Figure 4. Pictorial Representation of a Turing Machine (TM).
 

 The behavior of a Turing Machine is described by a set of rules, or quadruples, of the form < q, t, a, f > . So, for instance, if q is the present state of the control unit and t is the symbol in the tape cell under the R/W Head, then the control unit takes action a and transition to state f. Any finite set of such rules describes a Turing Machine as long as no two rules have the same q and the same t. This is known as the consistency condition. It insures that given some state of the Control Unit and symbol under the R/W Head, the Control Unit will not have alternative applicable quadruples; there will be at most one quadruple whose q matches the state and whose t matches the tape symbol. Two consequences follow from this. The machine operates deterministically, and, further, at some point in the computation, there may be no applicable rules, in which case the machine is said to have halted.

To use a TM as a computational device and thus to associate a function with its operation, we have to fix where its input and output are on the tape. Accordingly, the input is presumed to be immediately to the right of the head at the beginning of the computation and the output can be found immediately to the right of the head when, and if, the machine halts.

Now that we have described FSMs and TMs, we can ask how they compare. Clearly, at the level of their formal description, they are quite similar. In particular, the TM's Control Unit is very similar to an FSM. It can be in only one of a finite number of distinct states and there is a finite number of distinct input symbols. And based on the current state and the input (what is under the R/W Head), the unit makes a transition to a unique new state and takes one of a finite number of distinct actions, the latter being in essences the Control Unit's output symbol.

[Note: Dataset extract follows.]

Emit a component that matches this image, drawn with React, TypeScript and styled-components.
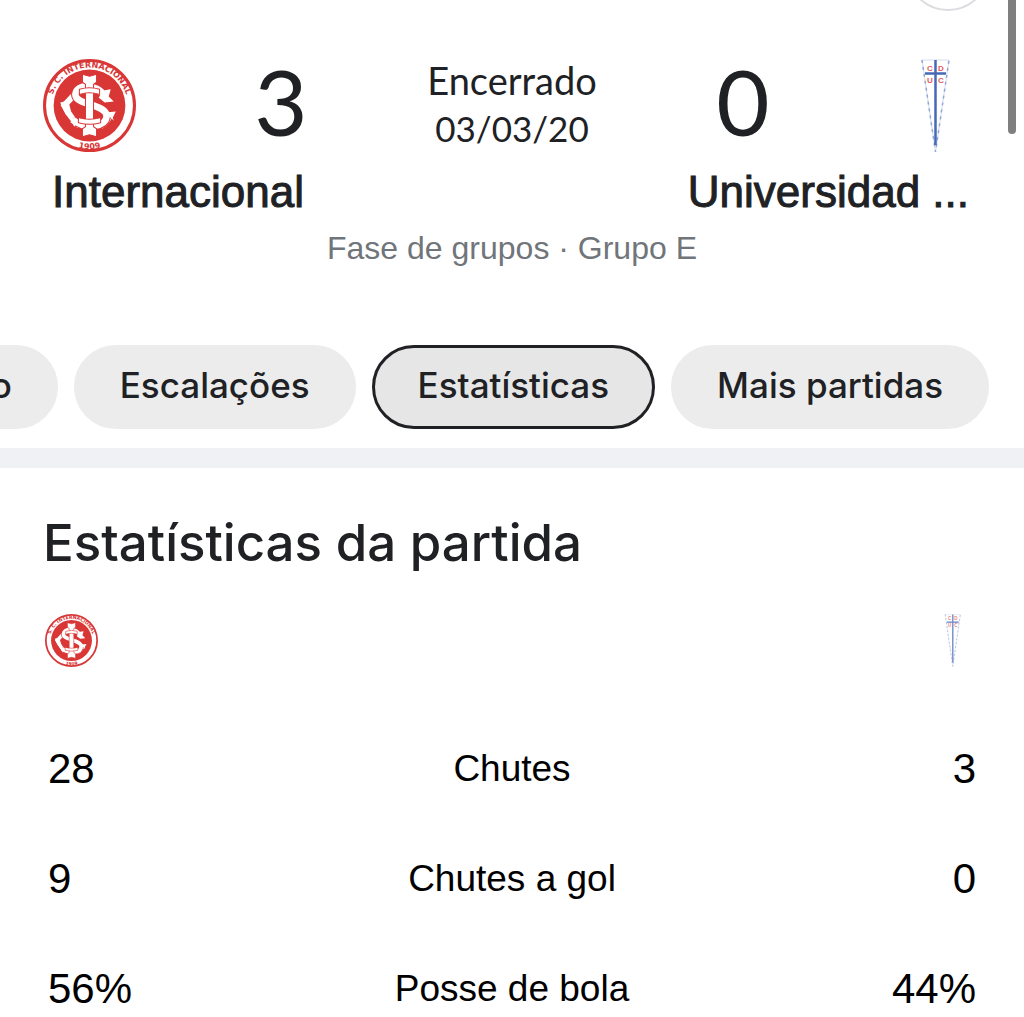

This similarity in description is also reflected in the underlying capabilities. Any function computable by an FSM is computable by a Turing Machine. But there is a major difference in that a TM's input and output are to an infinite tape, and, in particular, the device's previous output can be its subsequent input. The significance of this is that the device can not manipulate symbols in special ways. In particular, the previous history of the computation can be brought to bear on the present steps of the computation. For instance, we can write a TM that recognizes n 0s followed by n 1s for any n > 0 written on its tape. Roughly, each time the machine sees a 0, it can go over to another section of the tape and place a mark to denote that it has seen a 0. It thereby maintains a running tally. Subsequently, when 1 recognition begins, it can move the head over to the tally marks and erase one tally mark (e.g., write a blank) for each 1 that is read. Thus the machine can keep track of the number of 0s seen and insure that there are the same number of 1s. Indeed, it can do this for infinitely long strings because the tape is infinite. Moreover, it can do this for any n > 0 using the same uniform machine description, or quadruples. It's ability to do this rests on the fact that the machine has procedures to store these tally symbols, this string of 1s, and it also has the procedures that appropriately interpret the significance of this string when it comes time to perform 1s recognition. That is, the TM can store and interpret symbolic structures.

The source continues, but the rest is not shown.